Relativamente all’impugnazione dell’ordine di demolizione, va innanzitutto respinta la censura di illegittimità derivata, essendo il presupposto provvedimento di diniego di sanatoria immune dalle censure prospettate del ricorso.
Quanto al vizio di mancata individuazione del ricorrente come destinatario diretto dell’ordine di demolizione, rileva il Collegio che il S V, per sua stessa ammissione, ha comunque ricevuto notificazione di tale provvedimento, sebbene “per conoscenza” (pagina 26 del ricorso), per cui in ogni caso egli è stato reso edotto di un’ingiunzione di cui, a seguito di vicende traslative private, è ora anche diretto destinatario (Consiglio Stato Sezione V, 10 gennaio 2007 n. 40; T.A.R. Puglia Bari, sez. II, 04 giugno 2010 , n. 2250).

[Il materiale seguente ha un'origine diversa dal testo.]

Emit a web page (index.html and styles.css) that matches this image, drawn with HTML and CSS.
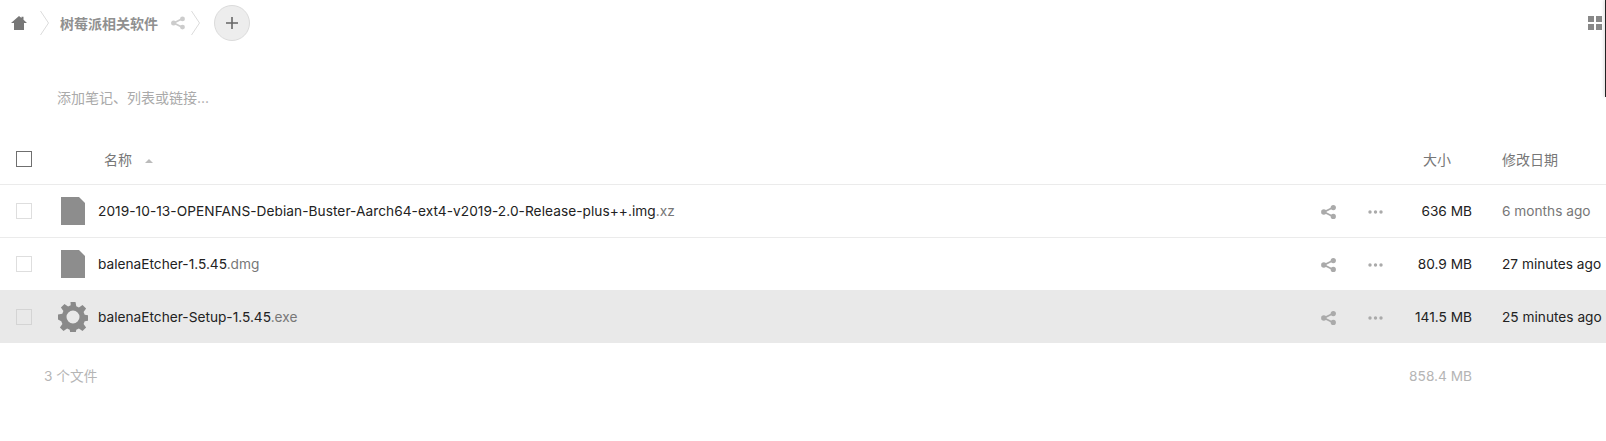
FILE: index.html
```html
<!DOCTYPE html>
<html lang="zh">
<head>
<meta charset="utf-8">
<title>树莓派相关软件</title>
<link rel="stylesheet" href="styles.css">
</head>
<body>
<svg class="defs" aria-hidden="true">
  <symbol id="share-icon" viewBox="0 0 15 14">
    <path class="share-line" d="M12 2.500 L3 7 L12 11.500"/>
    <circle cx="2.800" cy="7" r="2.700"/><circle cx="12.300" cy="2.600" r="2.600"/><circle cx="12.300" cy="11.400" r="2.600"/>
  </symbol>
</svg>
<div class="app">
  <header class="toolbar">
    <svg class="home" viewBox="0 0 16 14"><path d="M8 0 L10.500 2.100 V.8 H12.500 V3.800 L16 7 H13 V14 H3 V7 H0 Z"/></svg>
    <svg class="crumb-sep" viewBox="0 0 9 24"><path d="M.5 0 L8.500 12 L.5 24"/></svg>
    <span class="crumb">树莓派相关软件</span>
    <svg class="share crumb-share"><use href="#share-icon"/></svg>
    <svg class="crumb-sep sep2" viewBox="0 0 9 24"><path d="M.5 0 L8.500 12 L.5 24"/></svg>
    <button class="add"><svg viewBox="0 0 12 12"><path d="M6 0V12M0 6H12"/></svg></button>
    <svg class="grid-icon" viewBox="0 0 14 14"><path d="M0 0h6v6H0zM8 0h6v6H8zM0 8h6v6H0zM8 8h6v6H8z"/></svg>
  </header>
  <div class="edge"></div>
  <div class="note">添加笔记、列表或链接...</div>
  <div class="table">
    <div class="row head">
      <span class="check strong"></span>
      <span class="name-head">名称<i class="sort"></i></span>
      <span class="size">大小</span>
      <span class="date">修改日期</span>
    </div>
    <div class="row">
      <span class="check"></span>
      <span class="thumb"><svg class="doc" viewBox="0 0 24 28"><path d="M0 0H18L24 6V28H0Z"/></svg></span>
      <span class="name long-name">2019-10-13-OPENFANS-Debian-Buster-Aarch64-ext4-v2019-2.0-Release-plus++.img<em>.xz</em></span>
      <svg class="share"><use href="#share-icon"/></svg>
      <svg class="more" viewBox="0 0 15 4"><circle cx="2" cy="2" r="1.700"/><circle cx="7.500" cy="2" r="1.700"/><circle cx="13" cy="2" r="1.700"/></svg>
      <span class="size">636 MB</span>
      <span class="date muted">6 months ago</span>
    </div>
    <div class="row before-selected">
      <span class="check"></span>
      <span class="thumb"><svg class="doc" viewBox="0 0 24 28"><path d="M0 0H18L24 6V28H0Z"/></svg></span>
      <span class="name">balenaEtcher-1.5.45<em>.dmg</em></span>
      <svg class="share"><use href="#share-icon"/></svg>
      <svg class="more" viewBox="0 0 15 4"><circle cx="2" cy="2" r="1.700"/><circle cx="7.500" cy="2" r="1.700"/><circle cx="13" cy="2" r="1.700"/></svg>
      <span class="size">80.9 MB</span>
      <span class="date">27 minutes ago</span>
    </div>
    <div class="row selected">
      <span class="check"></span>
      <span class="thumb"><svg class="gear" viewBox="0 0 30 30"><path fill-rule="evenodd" d="M12.500 0h5l.8 4.300 2.600 1.100 3.600-2.500 3.600 3.600-2.500 3.600 1.100 2.600 4.300.8v5l-4.300.8-1.100 2.600 2.500 3.600-3.600 3.600-3.600-2.500-2.600 1.100-.8 4.300h-5l-.8-4.300-2.600-1.100-3.600 2.500-3.600-3.600 2.500-3.600-1.100-2.600L0 17.500v-5l4.300-.8 1.100-2.600-2.500-3.600 3.600-3.600 3.600 2.500 2.600-1.100ZM15 8.500a6.500 6.500 0 1 0 0 13 6.500 6.500 0 0 0 0-13Z"/></svg></span>
      <span class="name">balenaEtcher-Setup-1.5.45<em>.exe</em></span>
      <svg class="share"><use href="#share-icon"/></svg>
      <svg class="more" viewBox="0 0 15 4"><circle cx="2" cy="2" r="1.700"/><circle cx="7.500" cy="2" r="1.700"/><circle cx="13" cy="2" r="1.700"/></svg>
      <span class="size">141.5 MB</span>
      <span class="date">25 minutes ago</span>
    </div>
    <div class="summary">
      <span class="count">3 个文件</span>
      <span class="total">858.4 MB</span>
    </div>
  </div>
</div>
</body>
</html>
```
FILE: styles.css
```css
* { box-sizing: border-box; }
html, body { margin: 0; height: 100%; overflow: hidden; background: #fff; }
body { font-family: Inter, "Noto Sans CJK SC", sans-serif; font-size: 14px; color: #222; }
.defs { display: none; }
.app { position: relative; height: 441px; }

.toolbar { display: flex; align-items: center; height: 45px; padding-left: 11px; }
.home { flex: none; width: 16px; height: 14px; fill: #777; }
.crumb-sep { flex: none; width: 9px; height: 24px; margin-left: 13px; fill: none; stroke: #dcdcdc; }
.crumb { margin-left: 11px; font-weight: 700; color: #909090; font-family: "Noto Sans CJK SC", sans-serif; }
.sep2 { margin-left: 6px; }
.add { flex: none; width: 36px; height: 36px; margin-left: 14px; padding: 0; display: flex; align-items: center; justify-content: center; border-radius: 50%; background: #ededed; border: 1px solid #dbdbdb; }
.add svg { width: 12px; height: 12px; fill: none; stroke: #666; stroke-width: 1.6; }
.grid-icon { flex: none; width: 14px; height: 14px; margin-left: auto; margin-right: 4px; fill: #888; }

.edge { position: absolute; right: 0; top: 0; width: 1px; height: 97px; background: #222; box-shadow: -1px 0 3px rgba(0,0,0,.25); }

.note { height: 88px; padding: 43px 0 0 57px; color: #aaa; line-height: 20px; }

.row { display: flex; align-items: center; height: 53px; border-bottom: 1px solid #ebebeb; font-size: 13.7px; }
.head { height: 52px; color: #777; font-size: 14px; }
.row.before-selected { height: 52px; border-bottom: 0; }
.row.selected { background: #e9e9e9; border-bottom: 0; }
.check { flex: none; width: 16px; height: 16px; margin-left: 16px; border: 1px solid #dedede; background: #fff; }
.row.selected .check { background: #e9e9e9; border-color: #d4d4d4; }
.check.strong { border-color: #6f6f6f; }
.thumb { flex: none; width: 50px; height: 30px; margin-left: 16px; display: flex; align-items: center; justify-content: center; }
.doc { width: 24px; height: 28px; fill: #8d8d8d; }
.gear { width: 30px; height: 30px; fill: #8a8a8a; }
.name-head { flex: 1; margin-left: 72px; color: #777; }
.sort { display: inline-block; margin-left: 13px; vertical-align: 2px; border-left: 4px solid transparent; border-right: 4px solid transparent; border-bottom: 4px solid #bbb; }
.name { flex: 1; }
.long-name { letter-spacing: .05px; }
.name em { font-style: normal; color: #777; }
.share { flex: none; width: 15px; height: 14px; margin-top: 2px; color: #aaa; fill: currentColor; }
.share-line { fill: none; stroke: currentColor; stroke-width: 1.8; }
.crumb-share { width: 14px; margin: 0 0 0 13px; color: #ccc; }
.more { flex: none; width: 15px; height: 4px; margin-left: 32px; margin-top: 2px; fill: #aaa; }
.size { flex: none; width: 89px; text-align: right; }
.head .size { width: 79px; margin-right: 21px; }
.date { flex: none; width: 104px; margin-left: 30px; white-space: nowrap; }
.head .date { margin-left: 30px; }
.muted { color: #777; }

.summary { display: flex; justify-content: space-between; padding: 23px 134px 0 44px; color: #b5b5b5; line-height: 20px; font-size: 13.7px; }
```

Infine, non risulta meritevole di accoglimento la censura relativa alla mancata valutazione da parte del Comune di San Giuseppe Vesuviano della possibilità di applicare al ricorrente una sanzione pecuniaria piuttosto che la demolizione delle opere non ritenute meritevoli di sanatoria.
Al riguardo, è sufficiente notare che le opere de quibus sono di rilevante entità in sé, oltre che in proporzione alla parte di immobile realizzata legittimamente, per cui nel caso di specie non ricorre un’ipotesi di parziale difformità di cui all’art. 33 del d.p.r. 6 giugno 2001 n. 380 – in cui è possibile sostituire all’abbattimento una sanzione pecuniaria – trattandosi piuttosto di interventi realizzati in totale difformità, come tali soggetti alla più severa disciplina di cui all’art. 31 che non contempla tale facoltà alternativa ( T.A.R. Campania Sezione II 27 gennaio 2009 n. 443).
In conclusione, il ricorso deve essere respinto, con condanna della parte ricorrente al pagamento delle spese processuali in favore del Comune di San Giuseppe Vesuviano che si liquidano in complessivi €2.000,00(Duemila/00).